Testing Dark Mode and Accessibility
One of the most valuable uses of snapshot testing is catching appearance regressions across colour schemes and Dynamic Type sizes — issues that are easy to miss in manual testing.
func test_loadedState_darkMode() {
let sut = makeSUT(state: .loaded)
sut.overrideUserInterfaceStyle = .dark
assertSnapshot(of: sut, as: .image(on: .iPhone13))
}
func test_loadedState_largeTextSize() {
let sut = makeSUT(state: .loaded)
assertSnapshot(
of: sut,
as: .image(on: .iPhone13, traits: UITraitCollection(preferredContentSizeCategory: .accessibilityLarge))
)
}
These tests run in under a second and catch broken contrast ratios, truncated labels, and overflowing layouts before they reach a user.
Snapshot Testing Respects Your Architecture
Notice what we are not doing: we're not testing the ViewModel logic in snapshot tests. We already did that in unit tests. The FeedViewModelStub drives the view into a known state — it exists purely to support rendering.
This maps directly to the layered architecture from previous articles:
Unit tests → Domain (use cases, formatters, decorators)
Snapshot tests → Presentation (views in each visual state)
Integration tests → Full stack (real use case, stubbed network)
Each layer of tests has a focused responsibility. Snapshot tests answer one question: does the view look right? They do not answer whether the data loading works, whether the cache strategy is correct, or whether navigation is wired up — those are answered elsewhere.
Updating Snapshots Intentionally
When you make an intentional UI change — a new design, a revised layout — the snapshot test will fail because the reference no longer matches. This is correct behaviour. Update the reference by setting the record flag:
// Temporarily set to record new snapshots
func test_loadedState() {
let sut = makeSUT(state: .loaded)
assertSnapshot(of: sut, as: .image(on: .iPhone13), record: true)
}
Run the test once, then remove the record: true flag and commit the new reference image. The test now guards the new appearance.
A common workflow: use a CI environment variable to control recording, so snapshots are never accidentally updated in a pipeline:
let isRecording = ProcessInfo.processInfo.environment["RECORD_SNAPSHOTS"] == "true"
assertSnapshot(of: sut, as: .image(on: .iPhone13), record: isRecording)
Naming and Organising Snapshot Tests
Reference images are stored next to the test file by default:
FeedViewSnapshotTests.swift
__Snapshots__/
FeedViewSnapshotTests/
test_loadedState.1.png
test_loadedState_darkMode.1.png
test_loadedState_largeTextSize.1.png
test_loadingState.1.png
test_errorState.1.png
Keep test function names descriptive and consistent.

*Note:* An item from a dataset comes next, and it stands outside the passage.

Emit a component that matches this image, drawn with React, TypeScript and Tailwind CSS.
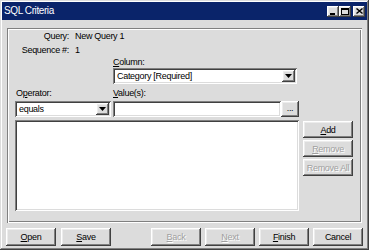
import React from "react";

const raised =
  "shadow-[inset_-1px_-1px_#404040,inset_1px_1px_#ffffff,inset_-2px_-2px_#808080,inset_2px_2px_#ececec]";
const sunken =
  "shadow-[inset_1px_1px_#808080,inset_-1px_-1px_#ffffff,inset_2px_2px_#404040,inset_-2px_-2px_#dcdcdc]";
const etched =
  "shadow-[inset_1px_1px_#808080,inset_-1px_-1px_#ffffff,inset_2px_2px_#ffffff,inset_-2px_-2px_#808080]";
const disabled = "text-[#a0a0a0] [text-shadow:1px_1px_0_#ffffff]";

function Arrow() {
  return (
    <svg width="7" height="4" viewBox="0 0 7 4">
      <path d="M0 0h7L3.5 4z" fill="#000" />
    </svg>
  );
}

function Combo({ w, text }: { w: string; text: string }) {
  return (
    <div className={`${w} h-[16px] bg-white ${sunken} flex items-center p-[2px]`}>
      <div className="flex-1 pl-[2px] leading-[12px] truncate">{text}</div>
      <div className={`w-[13px] h-[12px] bg-[#dcdcdc] ${raised} flex items-center justify-center`}>
        <Arrow />
      </div>
    </div>
  );
}

function Btn({
  children,
  dis,
  w = "w-[50px]",
  h = "h-[18px]",
}: {
  children: React.ReactNode;
  dis?: boolean;
  w?: string;
  h?: string;
}) {
  return (
    <div
      className={`${w} ${h} ${raised} bg-[#dcdcdc] flex items-center justify-center leading-[12px] whitespace-nowrap ${
        dis ? disabled : "text-black"
      }`}
    >
      {children}
    </div>
  );
}

export default function App() {
  return (
    <div className="w-[369px] h-[250px] bg-[#dcdcdc] p-[2px] shadow-[inset_-1px_-1px_#404040,inset_1px_1px_#dcdcdc,inset_-2px_-2px_#808080,inset_2px_2px_#ffffff] flex flex-col text-[9px] tracking-[-0.3px] leading-[12px] text-black font-['Liberation_Sans',Arial,sans-serif]">
      {/* Title bar */}
      <div className="h-[18px] bg-[#0a246a] flex items-center pl-[2px] pr-[2px]">
        <span className="text-white text-[10px] tracking-[-0.4px] leading-[14px]">SQL Criteria</span>
        <div className="flex-1" />
        <div className="flex items-center">
          <div className={`w-[12px] h-[11px] bg-[#dcdcdc] ${raised} flex items-end justify-start pl-[3px] pb-[2px]`}>
            <div className="w-[5px] h-[2px] bg-black" />
          </div>
          <div className={`w-[12px] h-[11px] bg-[#dcdcdc] ${raised} flex items-center justify-center`}>
            <div className="w-[8px] h-[7px] border border-black border-t-2" />
          </div>
          <div className={`ml-[2px] w-[12px] h-[11px] bg-[#dcdcdc] ${raised} flex items-center justify-center`}>
            <svg width="7" height="6" viewBox="0 0 7 6">
              <path d="M0.5 0.5L6.5 5.5M6.5 0.5L0.5 5.5" stroke="#000" strokeWidth="1.4" />
            </svg>
          </div>
        </div>
      </div>

      {/* Body */}
      <div className="flex-1 flex flex-col pl-[5px]">
        <div className={`mt-[8px] w-[355px] h-[195px] ${etched} flex flex-col`}>
          <div className="mt-[2px] h-[12px] flex">
            <div className="w-[62px] text-right">Query:</div>
            <div className="ml-[6px]">New Query 1</div>
          </div>
          <div className="mt-[2px] h-[12px] flex">
            <div className="w-[62px] text-right">Sequence #:</div>
            <div className="ml-[6px]">1</div>
          </div>
          <div className="h-[12px] pl-[106px]">
            <span className="underline">C</span>olumn:
          </div>
          <div className="pl-[106px]">
            <Combo w="w-[184px]" text="Category [Required]" />
          </div>
          <div className="mt-[3px] h-[12px] flex pl-[9px]">
            <div className="w-[97px]">
              O<span className="underline">p</span>erator:
            </div>
            <div>
              <span className="underline">V</span>alue(s):
            </div>
          </div>
          <div className="mt-[2px] flex pl-[8px]">
            <Combo w="w-[96px]" text="equals" />
            <div className={`ml-[2px] w-[168px] h-[16px] bg-white ${sunken}`} />
            <Btn w="w-[18px]" h="h-[16px]">
              <span className="pb-[3px]">...</span>
            </Btn>
          </div>
          <div className="mt-[3px] flex pl-[8px]">
            <div className={`w-[284px] h-[91px] bg-white ${sunken}`} />
            <div className="ml-[4px] mt-[1px] flex flex-col gap-[2px]">
              <Btn h="h-[17px]">
                <span>
                  <span className="underline">A</span>dd
                </span>
              </Btn>
              <Btn h="h-[17px]" dis>
                <span>
                  <span className="underline">R</span>emove
                </span>
              </Btn>
              <Btn h="h-[17px]" dis>
                <span>Remove All</span>
              </Btn>
            </div>
          </div>
        </div>

        {/* Bottom buttons */}
        <div className="mt-[5px] flex">
          <div className="flex gap-[5px] -ml-[1px]">
            <Btn>
              <span>
                <span className="underline">O</span>pen
              </span>
            </Btn>
            <Btn>
              <span>
                <span className="underline">S</span>ave
              </span>
            </Btn>
          </div>
          <div className="flex-1" />
          <div className="flex gap-[4px] pr-[4px]">
            <Btn dis>
              <span>
                <span className="underline">B</span>ack
              </span>
            </Btn>
            <Btn dis>
              <span>
                <span className="underline">N</span>ext
              </span>
            </Btn>
            <Btn>
              <span>
                <span className="underline">F</span>inish
              </span>
            </Btn>
            <Btn>
              <span>Cancel</span>
            </Btn>
          </div>
        </div>
      </div>
    </div>
  );
}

They become the filenames of your reference images, which you review in code review like any other asset.
What Snapshot Testing Catches That Unit Tests Miss
// This unit test passes ✅
func test_errorState_setsErrorMessage() async {
let (sut, _) = makeSUT(loadResult: .failure(anyError()))
await sut.onAppear()
XCTAssertNotNil(sut.errorMessage)
}
// But the snapshot test catches this ❌
// The error message label is white text on a white background —
// invisible to the user, but correct according to the unit test.
Unit tests verify values. Snapshot tests verify appearance. You need both.
What You Gain
| Without Snapshot Tests | With Snapshot Tests |
|---|---|
| Visual regressions discovered by QA or users | Caught on every CI run |
| Dark mode broken silently | Test fails with a diff image |
| Large text truncates labels unnoticed | Accessibility trait test catches it |
| Reviewing UI changes requires running the app | Review a PNG in the pull request |
| Refactors break layouts unexpectedly | Intentional changes require explicit snapshot update |
Summary
Snapshot testing is the missing layer between unit tests and full UI automation. It answers the question unit tests cannot: does the view actually look right?
In SwiftUI:
Drive views into each meaningful visual state using a stub ViewModel — synchronously, with no infrastructure.
Capture a reference image for each state and commit it to version control.
Test across dimensions: light/dark mode, Dynamic Type sizes, different device sizes.
Update references intentionally — a failing snapshot is a signal that something visual changed, expected or not.
Keep snapshot tests focused on appearance. Let unit tests handle logic.
Together, unit tests and snapshot tests form a safety net where logic regressions and visual regressions are each caught by the tool best suited to detect them.